WASHINGTON: Between the late bedtimes and early morning tweets the leader of the free world is renowned for needing just four hours' sleep but his young State of the Union guest Joshua Trump hardly lived up to the name - nodding off mid-speech.
The 11-year-old - who is not related to Donald Trump but has been bullied at school because of his surname - had been invited as a special guest of the first family to the prestigious annual address.
The youngster was seen looking presidential in a white shirt and dark tie as formalities commenced in Washington on Tuesday (Feb 5) evening but he soon succumbed to the apparently soporific cadence of Trump's words.
Installed two seats up from First Lady Melania Trump, the middle school student from Delaware appears to have found his sudden fame somewhat tiring.

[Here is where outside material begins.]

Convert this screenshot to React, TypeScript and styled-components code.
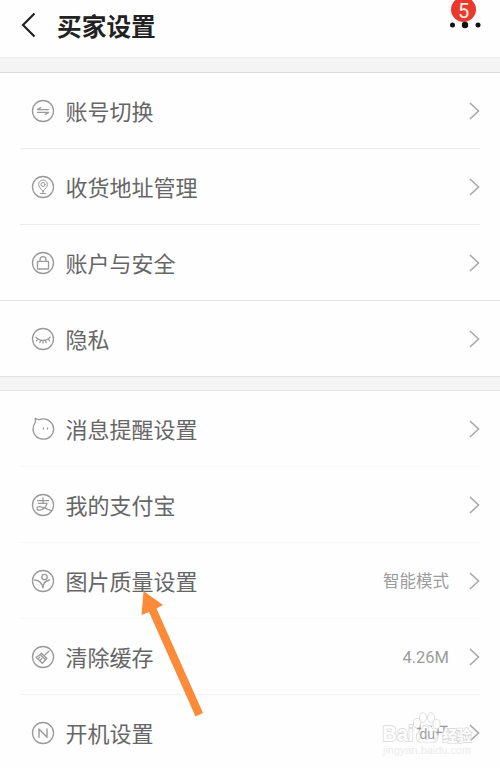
import React from "react";
import styled, { createGlobalStyle } from "styled-components";

const Global = createGlobalStyle`
  * { box-sizing: border-box; }
  html, body { margin: 0; background: #fefefe; overflow: hidden; }
  body { font-family: Roboto, "Noto Sans CJK SC", sans-serif; }
`;

const Screen = styled.main`
  position: relative;
  width: 500px;
  height: 768px;
  overflow: hidden;
  background: #fefefe;
  display: flex;
  flex-direction: column;
`;

const Header = styled.header`
  height: 57px;
  flex: none;
  display: flex;
  align-items: flex-start;
  padding: 11px 18px 0 20px;
`;

const BackIcon = styled.svg`
  width: 17px;
  height: 27px;
  flex: none;
`;

const Title = styled.h1`
  margin: 2px 0 0 20px;
  font-size: 24.7px;
  line-height: 30px;
  font-weight: 700;
  color: #222;
  white-space: nowrap;
`;

const More = styled.div`
  position: relative;
  margin-left: auto;
  width: 34px;
  height: 28px;
`;

const Dots = styled.svg`
  position: absolute;
  inset: 0;
  width: 34px;
  height: 28px;
`;

const Badge = styled.span`
  position: absolute;
  left: 3px;
  top: -14px;
  width: 25px;
  height: 25px;
  border-radius: 50%;
  background: #ea3a2e;
  color: #fff3ec;
  font-size: 20px;
  line-height: 28px;
  text-align: center;
`;

const Band = styled.div<{ $top: string; $bottom: string; $height: number }>`
  flex: none;
  height: ${(p) => p.$height}px;
  background: #f4f4f4;
  border-top: 1px solid ${(p) => p.$top};
  border-bottom: 1px solid ${(p) => p.$bottom};
`;

const List = styled.ul`
  margin: 0;
  padding: 0;
  list-style: none;
  flex: none;
`;

const Row = styled.li<{ $line?: string; $full?: boolean; $last?: boolean }>`
  height: ${(p) => (p.$last ? 75 : 76)}px;
  margin: 0 ${(p) => (p.$full ? 0 : 20)}px;
  padding: 0 ${(p) => (p.$full ? 20 : 0)}px 0 ${(p) => (p.$full ? 31 : 11)}px;
  border-bottom: ${(p) => (p.$last ? "none" : `1px solid ${p.$line}`)};
  display: flex;
  align-items: center;
`;

const RowIcon = styled.svg`
  width: 24px;
  height: 24px;
  flex: none;
  fill: none;
  stroke: #9a9a9a;
  stroke-width: 1.3;
  stroke-linecap: round;
  stroke-linejoin: round;
`;

const Label = styled.span`
  margin-left: 10.5px;
  font-size: 22px;
  line-height: 32px;
  color: #666;
  white-space: nowrap;
  padding-top: 4px;
`;

const Value = styled.span`
  margin-left: auto;
  margin-right: 20px;
  font-size: 16.5px;
  line-height: 24px;
  color: #9c9c9c;
  padding-top: 3px;
`;

const Arrow = styled.svg<{ $push: boolean }>`
  width: 11px;
  height: 18px;
  flex: none;
  margin-left: ${(p) => (p.$push ? "auto" : "0")};
  fill: none;
  stroke: #a8a8a8;
  stroke-width: 1.6;
`;

const Pointer = styled.svg`
  position: absolute;
  left: 135px;
  top: 585px;
  width: 75px;
  height: 138px;
`;

const Watermark = styled.div`
  position: absolute;
  left: 382px;
  top: 712px;
  width: 96px;
  height: 48px;
`;

const WatermarkArt = styled.svg`
  display: block;
  width: 96px;
  height: 48px;
  font-family: "Liberation Sans", "Noto Sans CJK SC", sans-serif;
`;

type IconName = "swap" | "pin" | "lock" | "eye" | "chat" | "pay" | "photo" | "brush" | "n";

const art: Record<IconName, React.ReactNode> = {
  swap: <path d="M17.500 10.600H6.500L9.600 8.600M6.500 13.400h11L14.400 15.400" />,
  pin: (
    <g strokeWidth="1">
      <path d="M12 16.200C9.400 13.400 7.600 11.600 7.600 9.400a4.400 4.400 0 0 1 8.800 0c0 2.200-1.800 4-4.400 6.800Z" />
      <circle cx="12" cy="9.500" r="2" />
      <path d="M12 16.200v1.800M9.300 18.500h5.400" />
    </g>
  ),
  lock: (
    <>
      <rect x="6.500" y="10.300" width="11" height="7.700" rx=".6" />
      <path d="M9 10.300V8.700a3 3 0 0 1 6 0v1.600" />
    </>
  ),
  eye: <path d="M4.800 10.200c3.500 4.200 10.900 4.200 14.400 0M6.700 12l-1.300 1.800M9.500 13.500l-.6 2.200M12 13.700v2.400M14.500 13.500l.6 2.200M17.300 12l1.300 1.800" />,
  chat: (
    <>
      <path d="M4.500 5.200 4.200 1.200c1.300.9 2.600 1.500 4 1.400C9.500 2 10.800 1.800 12.200 1.800A10.300 10.200 0 1 1 2 12c0-2.700 1-4.900 2.500-6.800Z" />
      <path d="M12.400 10.800v1.200M16.500 10.800v1.200" />
    </>
  ),
  pay: (
    <path d="M6.500 7.600h11M12 4.800V10.400M7.400 10.400h8.600c-1 3.400-4 6.200-7 6.800-3.300.5-4-3-1.200-3.600 3.400-.6 6.400 2.400 13 4.200" />
  ),
  photo: (
    <>
      <circle cx="13.500" cy="8" r="2.700" />
      <path d="M3.600 11c4 .2 7.200 2.200 8.400 7.800 0-4.300 2.700-7 6.500-7.800" />
    </>
  ),
  brush: (
    <path d="m17.800 6.200-3.700 3.700M10.500 8.200l5.300 5.300M9.200 9.500l5.300 5.300-3.200 3.400-6.200-5.900 4.100-2.800ZM9 15.500l1.900-2M7.200 13.600l1.700-1.700M10.500 8.200 9.200 9.500M15.800 13.500l-1.300 1.300" />
  ),
  n: <path d="M8 16.200V8l8 8.200V8" strokeWidth="1.400" />,
};

interface Item {
  icon: IconName;
  label: string;
  value?: string;
  line?: string;
  full?: boolean;
}

const account: Item[] = [
  { icon: "swap", label: "账号切换", line: "#ededed" },
  { icon: "pin", label: "收货地址管理", line: "#ededed" },
  { icon: "lock", label: "账户与安全", line: "#e5e5e5", full: true },
  { icon: "eye", label: "隐私" },
];

const general: Item[] = [
  { icon: "chat", label: "消息提醒设置", line: "#f8f8f8" },
  { icon: "pay", label: "我的支付宝", line: "#f8f8f8" },
  { icon: "photo", label: "图片质量设置", value: "智能模式", line: "#f8f8f8" },
  { icon: "brush", label: "清除缓存", value: "4.26M", line: "#f3f3f3" },
  { icon: "n", label: "开机设置", value: "打开" },
];

function Group({ items }: { items: Item[] }) {
  return (
    <List>
      {items.map((item, i) => (
        <Row key={item.label} $line={item.line} $full={item.full} $last={i === items.length - 1}>
          <RowIcon viewBox="0 0 24 24">
            {item.icon !== "chat" && <circle cx="12" cy="12" r="10.500" />}
            {art[item.icon]}
          </RowIcon>
          <Label>{item.label}</Label>
          {item.value && <Value>{item.value}</Value>}
          <Arrow $push={!item.value} viewBox="0 0 11 18">
            <path d="M1 1l8.500 8L1 17" />
          </Arrow>
        </Row>
      ))}
    </List>
  );
}

export default function App() {
  return (
    <>
      <Global />
      <Screen>
        <Header>
          <BackIcon viewBox="0 0 17 27">
            <path d="M14.500 2.500 3 14l11.500 11.500" fill="none" stroke="#222" strokeWidth="2.200" />
          </BackIcon>
          <Title>买家设置</Title>
          <More>
            <Badge>5</Badge>
            <Dots viewBox="0 0 34 28" fill="#111">
              <circle cx="4.500" cy="14" r="2.500" />
              <circle cx="17" cy="14" r="3.200" />
              <circle cx="30" cy="14" r="2.500" />
            </Dots>
          </More>
        </Header>
        <Band $height={16} $top="#efefef" $bottom="#dcdcdc" />
        <Group items={account} />
        <Band $height={15} $top="#e2e2e2" $bottom="#e5e5e5" />
        <Group items={general} />
        <Pointer viewBox="0 0 75 138">
          <path d="M8.500 6 28 20l-6.500 3.500L68 128l-7.500 3.500L14 27 6.500 30Z" fill="#fb8b38" />
        </Pointer>
        <Watermark>
          <WatermarkArt viewBox="0 0 96 48">
            <g fill="#fefefe" stroke="#d8d8d8" strokeWidth="1.600" paintOrder="stroke">
              <text x="0.500" y="29" fontSize="22" fontWeight="700" textLength="31" lengthAdjust="spacingAndGlyphs">Bai</text>
              <ellipse cx="35" cy="11" rx="3.200" ry="4.500" />
              <ellipse cx="41" cy="5.500" rx="3" ry="4.500" />
              <ellipse cx="49" cy="5.500" rx="3" ry="4.500" />
              <ellipse cx="54.500" cy="12" rx="3.200" ry="4.500" />
              <path d="M45 13c4 0 5.500 4.500 8.500 7.500 3.500 3.500 2 9.500-2.500 9.500H39c-4.500 0-6-6-2.500-9.500 3-3 4.500-7.500 8.500-7.500Z" fillOpacity=".8" strokeWidth="1.200" />
              <text x="60.500" y="28.500" fontSize="15" fontWeight="700" textLength="29">经验</text>
            </g>
            <text x="37.500" y="27" fontSize="14" fill="#a0a0a0">du</text>
            <text x="1" y="41.500" fontSize="11" fill="#ececec" textLength="88" lengthAdjust="spacingAndGlyphs">jingyan.baidu.com</text>
          </WatermarkArt>
        </Watermark>
      </Screen>
    </>
  );
}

Images of him catching 40 winks quickly went viral on Twitter, where many hailed him as an unlikely talisman of the anti-Trump "resistance" while one wag remarked: "Joshua Trump spoke for all Americans."

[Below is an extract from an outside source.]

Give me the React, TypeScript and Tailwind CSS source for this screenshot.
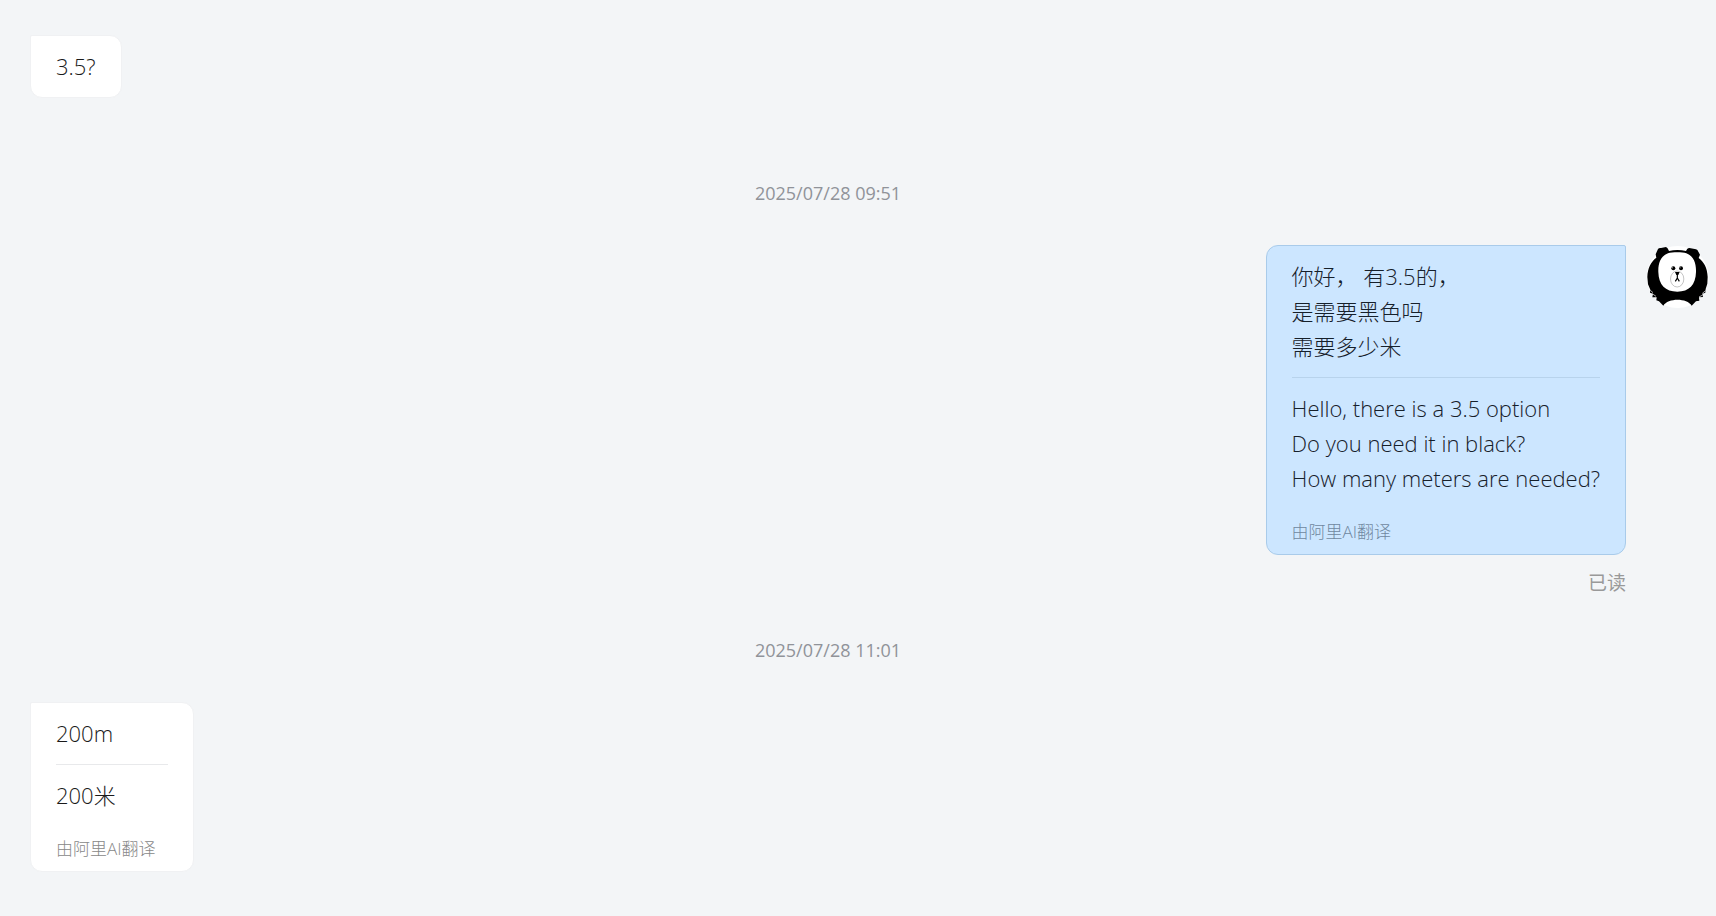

"Joshua Trump is a Trump I can get behind," quipped another while a third enthused: "Not all heroes wear capes."
Forced to endure months of bullying for sharing the same surname as the president, Joshua dropped out of school and told his mother he had lost the will to live.
He says achieving national fame was never his goal and he just wanted to fit in.
"They say are you related to Donald Trump? And I say, 'Would I be here if I'm related to him?'" the schoolboy told the news site Inside Edition in December.
The constant mockery became so bad that his parents eventually pulled him out of school in 2017 and taught him at home for a year, before re-enrolling him when he was due to start middle school.
His school instructed his teachers not to use his surname any more, and disciplined five students, who apologized to the boy.
Melania Trump has made her anti-bullying campaign the centerpiece of her legacy as first lady, although there have been few concrete steps aside from public appearances and roundtable discussions.
Her campaign has been undermined by frequent criticism of her husband for denigrating public attacks on political foes, critics and the media, as well as petty name-calling.
"The first lady is in a very difficult position," Claudio Cerullo, the founder of the site TeachAntiBullying.org, told AFP.
"I'm hopeful that she's very impactful upon on her husband."